OK, you have constrained your inductance, minimize resistance when possible and design your electrodes which is optimized with gas pressure. The rest of the system is the caps and their voltage. You can do a great many things in this respect. Larger caps at low voltage lead to lower impatience due to sqrt(L/C) but you have less voltage to drive the system. Smaller caps at high voltage can present engineering challenges. The published data does not show a significant advantage of one over the other. Both system are able to produce high quality pinches. One has to be reasonable about the definitions of high voltage and low voltage. You cannot produce a 100 V, 2 MA PF device. The impedance with charging the inductor alone is ~10 mOhm. For a 2 MA system, you require a minimum of 20 kV and you can’t get around it. 45 kV is probably a middle of the road voltage. The highest voltages are ~100 kV for a PF at 2 MA. The design philosophy tends to fit available resources and personal experience with high voltage. I always operated low voltage, large bank systems because of resources and other operational constraints.

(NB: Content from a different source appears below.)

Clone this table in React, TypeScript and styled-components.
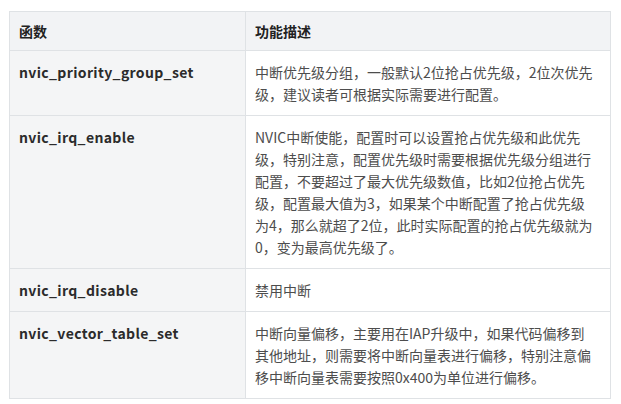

Various design approaches are described in published literature for the last fifty years and this is just a summary. I would encourage those most interested to read a review by a colleague, M. Krishnan, in IEEE Transactions on Plasma Science from last year (Sorry, gotta pay for it). It discusses these points and cites references that are relevant to this problem.

gianfranco wrote: Still impossible to upload Excel files…

?

As a test here are 3 varieties of excel uploaded.

And you can always zip a file if the file extension is not allowed.

If it remains a problem I’ll check the allowed file types later…

disable excel macros. That might be why uploads are being blocked.

And everyone else… be careful opening archive files (rar)… they may contain malicious macros.